Opening up
‘Aboriginality isn’t necessarily about race – it’s more about culture.’ So says Laura McBride, the Australian Museum’s first Indigenous creative producer.
Laura and her team are working to create new ways of presenting Indigenous Australian culture to Museum audiences, both local and international. ‘Corroboree Sydney is a great start for some of the things we’d like to do’, Laura said. ‘It’s a new annual festival for everyone, Indigenous and non-Indigenous alike.’
Networks
The festival was initiated by a group of Indigenous arts workers from some of Sydney’s cultural institutions who came together over the last three years to develop the event.

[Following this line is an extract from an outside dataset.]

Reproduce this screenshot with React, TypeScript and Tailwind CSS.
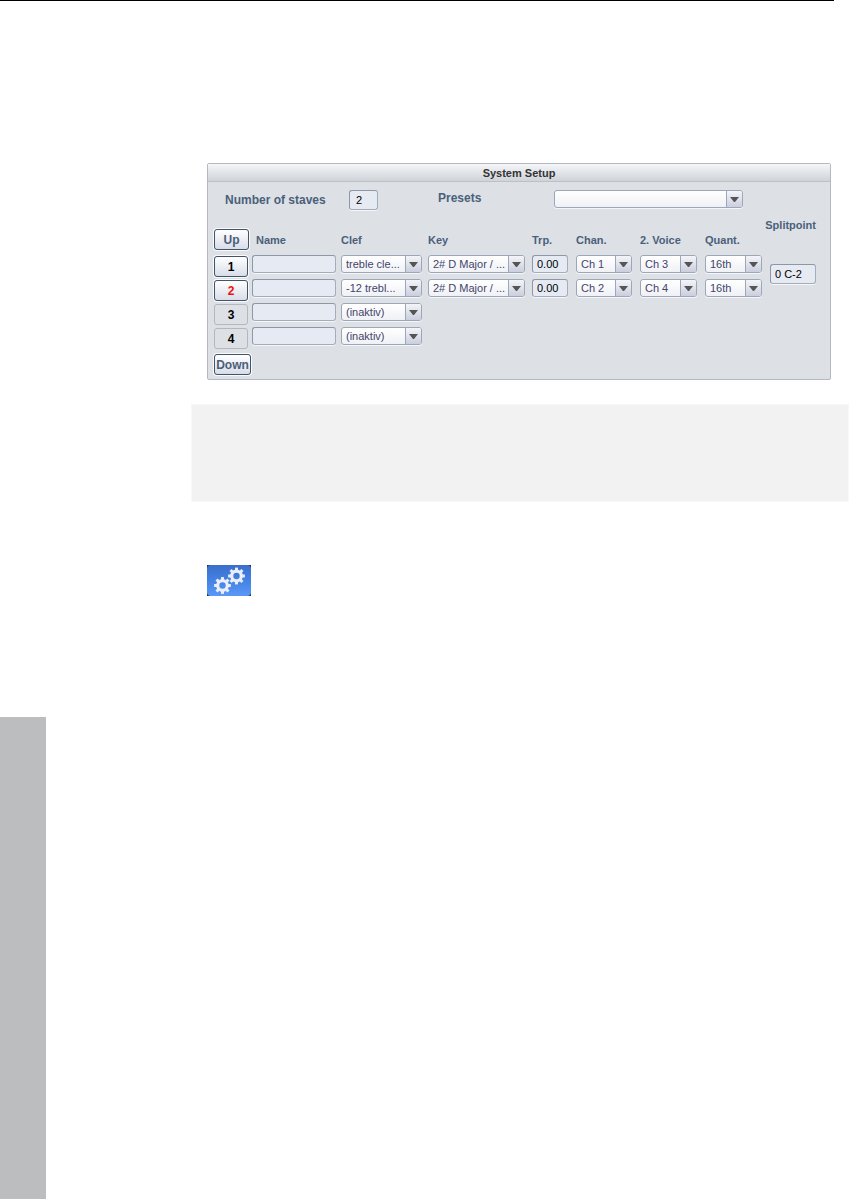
import React from 'react'
import clsx from 'clsx'

const labelText = 'text-[#4a607a] font-bold'
const field = 'border border-[#a3adba] border-t-[#8d97a8] border-l-[#8d97a8] rounded-[3px] bg-[#e6eaf3] text-[11px] shadow-[0_1px_0_#f6f6fa]'

type DropdownProps = {
  label: string
  value?: string
  className: string
}

const Dropdown = ({ label, value = '', className }: DropdownProps) => (
  <div className={clsx('relative', className)}>
    <select
      aria-label={label}
      defaultValue={value}
      className="block appearance-none w-full h-[18px] pl-1 pr-4 border border-[#9ca8b8] rounded-[3px] bg-linear-to-b from-white to-[#f0f1f6] text-[11px] leading-4 text-[#43456a] shadow-[0_1px_0_#f6f6fa]"
    >
      <option>{value}</option>
    </select>
    <span className="absolute right-px top-px bottom-px w-4 flex items-center justify-center border-l border-[#9ca8b8] rounded-r-[2px] bg-linear-to-b from-[#f4f5f9] to-[#cbcedd] pointer-events-none">
      <svg width="9" height="5" viewBox="0 0 9 5" fill="#555555">
        <path d="M0 0h9L5 5H4z" />
      </svg>
    </span>
  </div>
)

type PushButtonProps = {
  children: React.ReactNode
  className?: string
  flat?: boolean
}

const PushButton = ({ children, className, flat }: PushButtonProps) => (
  <button
    type="button"
    className={clsx(
      'h-[21px] border rounded-[3px] text-xs font-bold leading-4 text-center',
      flat
        ? 'border-[#b4b8be] bg-[#dde1e6]'
        : 'border-[#43536a] bg-linear-to-b from-white to-[#d8dde8] shadow-[0_0_0_1px_#f8fafc]',
      className,
    )}
  >
    {children}
  </button>
)

const staves = [
  { id: 1, clef: 'treble cle...', key: '2# D Major / ...', trp: '0.00', chan: 'Ch 1', voice: 'Ch 3', quant: '16th' },
  { id: 2, clef: '-12 trebl...', key: '2# D Major / ...', trp: '0.00', chan: 'Ch 2', voice: 'Ch 4', quant: '16th' },
  { id: 3, clef: '(inaktiv)' },
  { id: 4, clef: '(inaktiv)' },
]

const StaffTable = () => (
  <table className="self-start table-fixed w-[512px] mt-[11px]">
    <thead>
      <tr className={clsx('h-6 text-left text-[11px] leading-4', labelText)}>
        <th className="w-[89px] p-0 pl-1">Name</th>
        <th className="w-[87px] p-0">Clef</th>
        <th className="w-[104px] p-0">Key</th>
        <th className="w-[44px] p-0">Trp.</th>
        <th className="w-[64px] p-0">Chan.</th>
        <th className="w-[65px] p-0">2. Voice</th>
        <th className="w-[59px] p-0">Quant.</th>
      </tr>
    </thead>
    <tbody>
      {staves.map((s) => (
        <tr key={s.id} className="h-6">
          <td className="p-0">
            <input aria-label={`Name ${s.id}`} className={clsx(field, 'block w-[84px] h-[18px] px-1')} />
          </td>
          <td className="p-0">
            <Dropdown label={`Clef ${s.id}`} value={s.clef} className="w-[81px]" />
          </td>
          {s.key && (
            <>
              <td className="p-0">
                <Dropdown label={`Key ${s.id}`} value={s.key} className="w-[97px]" />
              </td>
              <td className="p-0">
                <input aria-label={`Transpose ${s.id}`} defaultValue={s.trp} className={clsx(field, 'block w-9 h-[18px] px-1')} />
              </td>
              <td className="p-0">
                <Dropdown label={`Channel ${s.id}`} value={s.chan} className="w-14" />
              </td>
              <td className="p-0">
                <Dropdown label={`Second voice ${s.id}`} value={s.voice} className="w-[57px]" />
              </td>
              <td className="p-0">
                <Dropdown label={`Quantize ${s.id}`} value={s.quant} className="w-[57px]" />
              </td>
            </>
          )}
        </tr>
      ))}
    </tbody>
  </table>
)

const SystemSetup = () => (
  <section className="ml-4 mr-[18px] border border-[#b4b9c1] rounded-[2px] bg-[#dde1e6]">
    <h1 className="h-[18px] border-b border-[#bcc1c7] bg-linear-to-b from-[#f4f6f9] to-[#d0d3d8] text-center text-[11px] leading-[18px] font-bold text-[#333333]">
      System Setup
    </h1>
    <div className="flex items-start pt-2 pl-[17px]">
      <label htmlFor="staves" className={clsx('w-[124px] text-xs leading-5', labelText)}>Number of staves</label>
      <input id="staves" defaultValue="2" className={clsx(field, 'w-[29px] h-5 pl-1.5')} />
      <span className={clsx('ml-[60px] w-[116px] text-xs leading-4', labelText)}>Presets</span>
      <Dropdown label="Presets" className="w-[189px]" />
    </div>
    <div className="flex mt-[7px] pl-1.5 pb-1">
      <div className="flex flex-col w-[38px] pt-3 gap-[3px]">
        <PushButton className="w-[35px] mb-[3px] text-[#4a607a]">Up</PushButton>
        <PushButton className="w-[34px]">1</PushButton>
        <PushButton className="w-[34px] text-[#f01010]">2</PushButton>
        <PushButton className="w-[34px]" flat>3</PushButton>
        <PushButton className="w-[34px]" flat>4</PushButton>
        <PushButton className="w-[37px] mt-0.5 text-[#4a607a]">Down</PushButton>
      </div>
      <StaffTable />
      <div className="flex flex-col items-end w-[52px]">
        <label htmlFor="splitpoint" className={clsx('text-[11px] leading-4', labelText)}>Splitpoint</label>
        <input id="splitpoint" defaultValue="0 C-2" className={clsx(field, 'w-[46px] h-5 mt-[31px] px-1')} />
      </div>
    </div>
  </section>
)

const Gear = ({ x, y }: { x: number; y: number }) => (
  <g transform={`translate(${x} ${y})`} stroke="#e9eef8">
    <circle r="4.8" strokeWidth="3.2" />
    {[0, 45, 90, 135, 180, 225, 270, 315].map((a) => (
      <path key={a} d="M0 -5.2V-8.4" strokeWidth="3" transform={`rotate(${a})`} />
    ))}
  </g>
)

const SettingsButton = () => (
  <button type="button" aria-label="Settings" className="block ml-4 mt-[63px] bg-[#26324a]">
    <svg width="44" height="31" viewBox="0 0 44 31" fill="none">
      <defs>
        <linearGradient id="blue" x1="0" y1="0" x2="0" y2="1">
          <stop offset="0" stopColor="#3a6fcb" />
          <stop offset="0.5" stopColor="#4482e4" />
          <stop offset="1" stopColor="#5b98f6" />
        </linearGradient>
      </defs>
      <rect width="44" height="31" rx="4" fill="url(#blue)" />
      <Gear x={15.5} y={20.5} />
      <Gear x={29.5} y={11} />
    </svg>
  </button>
)

const App = () => {
  return (
    <div className="min-h-screen flex flex-col bg-white text-black font-['Liberation_Sans',Arial,sans-serif]">
      <hr className="mr-[15px] border-t border-black" />
      <div className="flex flex-1">
        <aside className="w-[46px] mt-[716px] bg-[#bcbdbf]" />
        <main className="flex-1 ml-[145px] pt-[162px]">
          <SystemSetup />
          <div className="h-[98px] mt-6 border border-[#f8f8f8] bg-[#f2f2f2]" />
          <SettingsButton />
        </main>
      </div>
    </div>
  )
}

export default App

‘By partnering with other Sydney cultural institutions, we’ve been able to develop wider, more meaningful programs with new connections, right here in the area where colonisation began’, Laura said.
‘As a museum of natural history and culture, we needed to base our contribution around natural history. The whole philosophy is to relate what we do to living culture, to bring the objects alive.

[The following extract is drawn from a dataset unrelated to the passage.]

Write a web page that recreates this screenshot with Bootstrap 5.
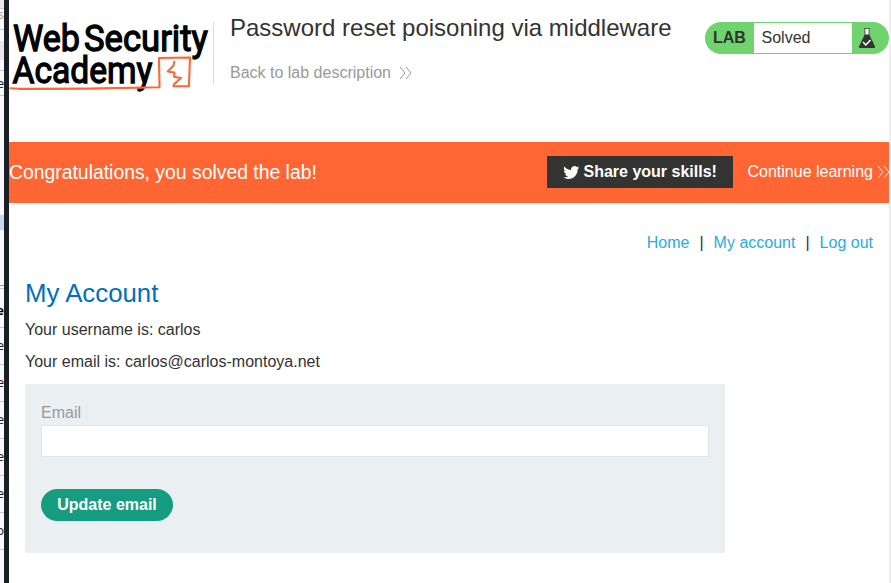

‘For example, we have a lot of woven objects in the Museum, and the Boorlang Nangamai weavers from Gerringong will be showing how the objects might have been made, baskets or hats, how they sourced the material, this is how you can weave, and so on. We call them our “grass-roots fibre network”!
‘Another example is the cabinet of didgeridoos in the Indigenous Australians gallery. We’ll have a musician, Jahmarley Dawson, playing his didj and talking about how the sound’s created, how he learnt to play, its importance to him.‘It’s a personal story that visitors don’t get just from looking at object labels.’
Laura stressed that the festival is for Indigenous audiences too. ‘It shows how the spaces and objects that are kept here can be used to maintain and preserve culture.
‘New South Wales has the highest Indigenous population in Australia and also the highest density (in Western Sydney). That’s why we wanted a festival like Corroboree right here in Sydney.
‘We’re also planning to work on some of the social issues around Aboriginal people, who are overrepresented in the justice system. So, following on from the Museums’ successful Pacific Youth program, we want to bring Aboriginal kids [from the justice system] to the Museum to see what attracts them, to reconnect them with their cultures and maybe help them stay out of trouble.’
Directions
‘We’re moving in a new direction, opening up the collection and using more of that for our programming.
‘We need to have Indigenous culture programmed across the board, not just in NAIDOC and Reconciliation weeks, which are mainly political events. And now we have Corroboree Sydney, which is all about our culture.
‘That’s the direction we want to try and take across the whole Museum – to include an Indigenous perspective.
‘The future for Indigenous culture at the Museum is looking really positive. The 70s and 80s were about self-determination, with a need to acknowledge a past that wasn’t recognised – it was denied.’
Attitudes began to change with Kevin Rudd’s apology to Australia's Indigenous peoples in 2008.
‘Many people have come out of that period now and it isn’t about “this is what happened”; it’s “this is what we need to do to help make a change”.’